_Direction_. Gather the lines that hold the string "screenshot".

_Data lines_.
Begin
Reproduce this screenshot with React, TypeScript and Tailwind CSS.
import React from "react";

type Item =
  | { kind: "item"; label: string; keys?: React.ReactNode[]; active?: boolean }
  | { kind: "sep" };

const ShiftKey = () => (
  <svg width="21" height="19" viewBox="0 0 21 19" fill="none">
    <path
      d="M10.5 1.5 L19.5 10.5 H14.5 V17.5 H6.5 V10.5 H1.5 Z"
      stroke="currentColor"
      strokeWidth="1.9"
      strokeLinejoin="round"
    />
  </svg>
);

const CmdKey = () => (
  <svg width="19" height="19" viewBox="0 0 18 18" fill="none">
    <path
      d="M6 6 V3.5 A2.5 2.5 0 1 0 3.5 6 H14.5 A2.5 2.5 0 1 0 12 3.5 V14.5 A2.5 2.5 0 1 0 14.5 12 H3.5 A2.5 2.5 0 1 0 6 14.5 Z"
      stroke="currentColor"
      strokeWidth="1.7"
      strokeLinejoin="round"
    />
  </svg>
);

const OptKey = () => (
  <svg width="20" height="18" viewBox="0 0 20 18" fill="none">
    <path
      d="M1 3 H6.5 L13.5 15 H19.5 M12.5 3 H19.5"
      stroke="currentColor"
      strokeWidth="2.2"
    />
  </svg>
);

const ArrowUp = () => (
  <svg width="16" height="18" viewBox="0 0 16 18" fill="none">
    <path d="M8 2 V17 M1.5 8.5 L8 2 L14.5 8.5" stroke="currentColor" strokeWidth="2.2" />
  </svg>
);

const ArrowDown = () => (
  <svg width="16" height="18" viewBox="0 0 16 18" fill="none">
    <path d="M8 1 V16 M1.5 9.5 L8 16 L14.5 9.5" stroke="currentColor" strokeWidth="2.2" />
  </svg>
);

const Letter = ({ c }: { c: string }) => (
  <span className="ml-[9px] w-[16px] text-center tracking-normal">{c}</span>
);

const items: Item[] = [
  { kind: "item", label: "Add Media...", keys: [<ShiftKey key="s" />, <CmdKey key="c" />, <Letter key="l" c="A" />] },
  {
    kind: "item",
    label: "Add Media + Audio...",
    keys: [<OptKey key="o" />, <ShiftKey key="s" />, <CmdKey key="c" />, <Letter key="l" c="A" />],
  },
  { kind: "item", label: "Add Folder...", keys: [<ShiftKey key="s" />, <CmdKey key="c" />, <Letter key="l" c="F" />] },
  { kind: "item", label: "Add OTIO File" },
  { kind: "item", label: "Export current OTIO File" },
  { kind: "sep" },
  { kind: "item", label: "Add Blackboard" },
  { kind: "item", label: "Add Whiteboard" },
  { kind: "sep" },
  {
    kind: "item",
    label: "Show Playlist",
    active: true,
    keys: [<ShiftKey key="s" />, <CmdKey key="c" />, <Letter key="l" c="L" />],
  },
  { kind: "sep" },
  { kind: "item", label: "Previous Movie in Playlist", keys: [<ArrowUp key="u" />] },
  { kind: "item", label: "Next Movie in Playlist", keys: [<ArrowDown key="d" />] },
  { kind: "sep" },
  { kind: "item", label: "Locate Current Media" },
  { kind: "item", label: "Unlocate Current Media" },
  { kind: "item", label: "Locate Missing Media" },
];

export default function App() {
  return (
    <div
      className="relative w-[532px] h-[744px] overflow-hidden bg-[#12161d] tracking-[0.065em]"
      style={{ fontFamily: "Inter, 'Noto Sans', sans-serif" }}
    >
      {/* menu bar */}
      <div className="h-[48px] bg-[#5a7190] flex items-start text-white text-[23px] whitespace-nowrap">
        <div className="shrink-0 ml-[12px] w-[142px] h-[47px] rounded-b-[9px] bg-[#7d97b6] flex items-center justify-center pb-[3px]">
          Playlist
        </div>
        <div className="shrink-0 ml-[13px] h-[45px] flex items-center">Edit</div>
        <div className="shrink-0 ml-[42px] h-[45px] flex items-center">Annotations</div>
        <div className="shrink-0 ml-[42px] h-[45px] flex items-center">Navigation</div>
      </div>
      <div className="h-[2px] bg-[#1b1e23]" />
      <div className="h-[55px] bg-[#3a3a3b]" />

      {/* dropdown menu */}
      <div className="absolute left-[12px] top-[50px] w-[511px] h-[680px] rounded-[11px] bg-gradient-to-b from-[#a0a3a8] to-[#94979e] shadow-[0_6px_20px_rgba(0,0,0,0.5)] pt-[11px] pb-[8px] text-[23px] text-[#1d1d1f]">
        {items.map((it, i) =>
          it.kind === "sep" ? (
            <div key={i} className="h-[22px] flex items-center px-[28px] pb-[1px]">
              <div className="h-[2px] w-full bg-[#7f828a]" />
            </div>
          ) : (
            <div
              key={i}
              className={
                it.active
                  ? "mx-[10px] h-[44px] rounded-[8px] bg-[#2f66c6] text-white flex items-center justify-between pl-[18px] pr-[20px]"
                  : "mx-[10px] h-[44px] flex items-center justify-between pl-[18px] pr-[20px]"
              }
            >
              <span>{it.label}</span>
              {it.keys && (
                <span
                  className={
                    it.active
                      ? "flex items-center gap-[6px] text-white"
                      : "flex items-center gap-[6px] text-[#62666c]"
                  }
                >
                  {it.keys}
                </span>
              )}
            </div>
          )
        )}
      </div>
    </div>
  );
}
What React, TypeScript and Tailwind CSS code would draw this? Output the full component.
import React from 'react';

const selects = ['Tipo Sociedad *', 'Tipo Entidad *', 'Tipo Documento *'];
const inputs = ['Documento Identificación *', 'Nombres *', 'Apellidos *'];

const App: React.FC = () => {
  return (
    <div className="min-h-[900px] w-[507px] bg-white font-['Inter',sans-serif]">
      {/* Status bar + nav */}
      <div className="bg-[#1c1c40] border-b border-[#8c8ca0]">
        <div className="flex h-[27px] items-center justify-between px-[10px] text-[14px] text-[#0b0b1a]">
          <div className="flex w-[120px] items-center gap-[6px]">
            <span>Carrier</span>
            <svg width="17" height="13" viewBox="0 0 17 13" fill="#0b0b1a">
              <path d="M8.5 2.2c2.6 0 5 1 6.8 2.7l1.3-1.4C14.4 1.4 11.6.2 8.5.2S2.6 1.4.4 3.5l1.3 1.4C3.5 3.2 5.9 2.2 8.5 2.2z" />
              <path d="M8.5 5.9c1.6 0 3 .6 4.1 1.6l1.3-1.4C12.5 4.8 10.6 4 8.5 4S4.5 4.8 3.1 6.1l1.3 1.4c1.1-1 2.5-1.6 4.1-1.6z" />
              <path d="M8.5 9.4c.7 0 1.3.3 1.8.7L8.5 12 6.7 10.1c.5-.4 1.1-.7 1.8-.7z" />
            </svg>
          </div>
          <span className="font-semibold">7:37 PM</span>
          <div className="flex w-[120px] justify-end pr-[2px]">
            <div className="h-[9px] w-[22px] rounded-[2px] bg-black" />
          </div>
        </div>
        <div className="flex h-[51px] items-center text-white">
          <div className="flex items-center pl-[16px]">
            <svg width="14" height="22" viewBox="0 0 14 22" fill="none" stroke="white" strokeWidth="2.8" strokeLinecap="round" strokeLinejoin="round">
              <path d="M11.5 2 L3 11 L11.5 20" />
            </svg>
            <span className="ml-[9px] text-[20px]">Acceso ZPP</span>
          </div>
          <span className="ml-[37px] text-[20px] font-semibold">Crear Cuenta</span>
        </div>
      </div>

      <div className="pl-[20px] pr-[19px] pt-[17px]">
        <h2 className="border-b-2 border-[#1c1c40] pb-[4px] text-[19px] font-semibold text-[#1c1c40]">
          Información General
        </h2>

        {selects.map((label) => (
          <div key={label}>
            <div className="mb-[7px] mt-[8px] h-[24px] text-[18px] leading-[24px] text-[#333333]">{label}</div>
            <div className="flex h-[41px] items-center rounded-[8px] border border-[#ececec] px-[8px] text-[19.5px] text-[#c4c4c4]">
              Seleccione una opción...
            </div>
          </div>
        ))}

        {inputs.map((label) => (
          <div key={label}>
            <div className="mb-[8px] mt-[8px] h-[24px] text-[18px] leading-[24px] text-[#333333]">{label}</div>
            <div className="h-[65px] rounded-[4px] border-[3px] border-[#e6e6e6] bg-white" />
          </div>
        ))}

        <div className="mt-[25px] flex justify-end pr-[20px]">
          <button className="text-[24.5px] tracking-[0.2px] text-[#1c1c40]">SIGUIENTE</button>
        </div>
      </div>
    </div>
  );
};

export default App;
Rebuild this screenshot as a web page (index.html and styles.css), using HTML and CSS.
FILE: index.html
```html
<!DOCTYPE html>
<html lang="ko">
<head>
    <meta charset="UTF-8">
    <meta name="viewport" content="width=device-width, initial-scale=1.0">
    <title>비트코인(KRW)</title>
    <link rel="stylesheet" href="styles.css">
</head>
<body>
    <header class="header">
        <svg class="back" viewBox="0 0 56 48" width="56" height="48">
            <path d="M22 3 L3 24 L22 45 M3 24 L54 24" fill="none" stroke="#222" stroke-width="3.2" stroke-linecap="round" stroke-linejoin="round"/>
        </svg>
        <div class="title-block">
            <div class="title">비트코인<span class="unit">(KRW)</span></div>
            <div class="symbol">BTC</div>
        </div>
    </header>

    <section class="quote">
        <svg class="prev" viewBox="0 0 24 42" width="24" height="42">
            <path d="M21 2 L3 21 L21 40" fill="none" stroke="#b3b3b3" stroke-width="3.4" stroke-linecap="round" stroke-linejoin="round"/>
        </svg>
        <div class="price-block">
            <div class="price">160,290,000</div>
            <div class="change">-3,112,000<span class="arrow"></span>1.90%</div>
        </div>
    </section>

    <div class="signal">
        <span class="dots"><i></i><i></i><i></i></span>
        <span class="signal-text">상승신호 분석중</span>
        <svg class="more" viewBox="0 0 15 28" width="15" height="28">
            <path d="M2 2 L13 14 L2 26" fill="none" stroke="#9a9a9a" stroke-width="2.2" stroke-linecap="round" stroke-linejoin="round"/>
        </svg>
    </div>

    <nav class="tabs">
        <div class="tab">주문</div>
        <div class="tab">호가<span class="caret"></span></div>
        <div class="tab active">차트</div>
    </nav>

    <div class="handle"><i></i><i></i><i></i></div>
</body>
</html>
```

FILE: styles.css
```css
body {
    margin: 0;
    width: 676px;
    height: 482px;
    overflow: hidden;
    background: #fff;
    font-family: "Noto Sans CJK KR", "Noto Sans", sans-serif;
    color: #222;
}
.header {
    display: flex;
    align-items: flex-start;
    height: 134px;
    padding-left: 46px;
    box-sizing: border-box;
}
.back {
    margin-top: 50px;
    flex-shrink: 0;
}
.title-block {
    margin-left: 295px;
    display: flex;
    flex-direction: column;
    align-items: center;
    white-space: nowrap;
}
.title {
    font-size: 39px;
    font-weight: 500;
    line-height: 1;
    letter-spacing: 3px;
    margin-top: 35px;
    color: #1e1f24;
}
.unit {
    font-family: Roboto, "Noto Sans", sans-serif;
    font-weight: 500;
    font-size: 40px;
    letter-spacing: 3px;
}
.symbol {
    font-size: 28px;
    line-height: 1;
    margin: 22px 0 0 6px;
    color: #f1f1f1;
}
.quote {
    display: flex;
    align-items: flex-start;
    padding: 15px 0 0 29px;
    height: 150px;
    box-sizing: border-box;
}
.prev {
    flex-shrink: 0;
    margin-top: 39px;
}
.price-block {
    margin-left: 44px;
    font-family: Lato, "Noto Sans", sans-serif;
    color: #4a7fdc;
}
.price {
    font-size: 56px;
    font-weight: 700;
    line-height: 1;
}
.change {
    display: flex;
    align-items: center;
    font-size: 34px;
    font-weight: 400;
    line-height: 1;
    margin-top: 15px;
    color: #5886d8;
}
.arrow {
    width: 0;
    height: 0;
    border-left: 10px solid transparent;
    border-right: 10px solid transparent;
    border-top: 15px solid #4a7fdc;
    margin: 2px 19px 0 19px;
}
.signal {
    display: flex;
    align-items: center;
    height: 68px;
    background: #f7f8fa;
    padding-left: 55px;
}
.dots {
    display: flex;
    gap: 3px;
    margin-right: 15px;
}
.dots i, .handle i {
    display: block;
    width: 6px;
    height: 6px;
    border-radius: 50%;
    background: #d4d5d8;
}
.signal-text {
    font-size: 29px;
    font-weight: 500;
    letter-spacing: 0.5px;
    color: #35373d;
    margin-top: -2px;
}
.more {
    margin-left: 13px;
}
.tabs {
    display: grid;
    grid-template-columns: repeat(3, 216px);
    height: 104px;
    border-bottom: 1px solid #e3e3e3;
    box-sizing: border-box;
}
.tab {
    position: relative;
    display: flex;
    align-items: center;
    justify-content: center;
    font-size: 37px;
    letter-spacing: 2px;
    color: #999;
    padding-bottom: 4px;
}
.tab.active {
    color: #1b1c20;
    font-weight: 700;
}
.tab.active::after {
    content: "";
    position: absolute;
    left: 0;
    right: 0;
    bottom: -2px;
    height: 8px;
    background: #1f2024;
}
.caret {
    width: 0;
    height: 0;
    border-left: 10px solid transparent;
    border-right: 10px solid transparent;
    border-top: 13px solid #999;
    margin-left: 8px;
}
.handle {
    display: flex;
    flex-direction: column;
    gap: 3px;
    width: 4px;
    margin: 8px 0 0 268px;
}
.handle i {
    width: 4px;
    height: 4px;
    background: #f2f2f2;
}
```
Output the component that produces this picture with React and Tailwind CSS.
End
_Response to this task_.
Reproduce this screenshot with React, TypeScript and Tailwind CSS.
Rebuild this screenshot as a web page (index.html and styles.css), using HTML and CSS.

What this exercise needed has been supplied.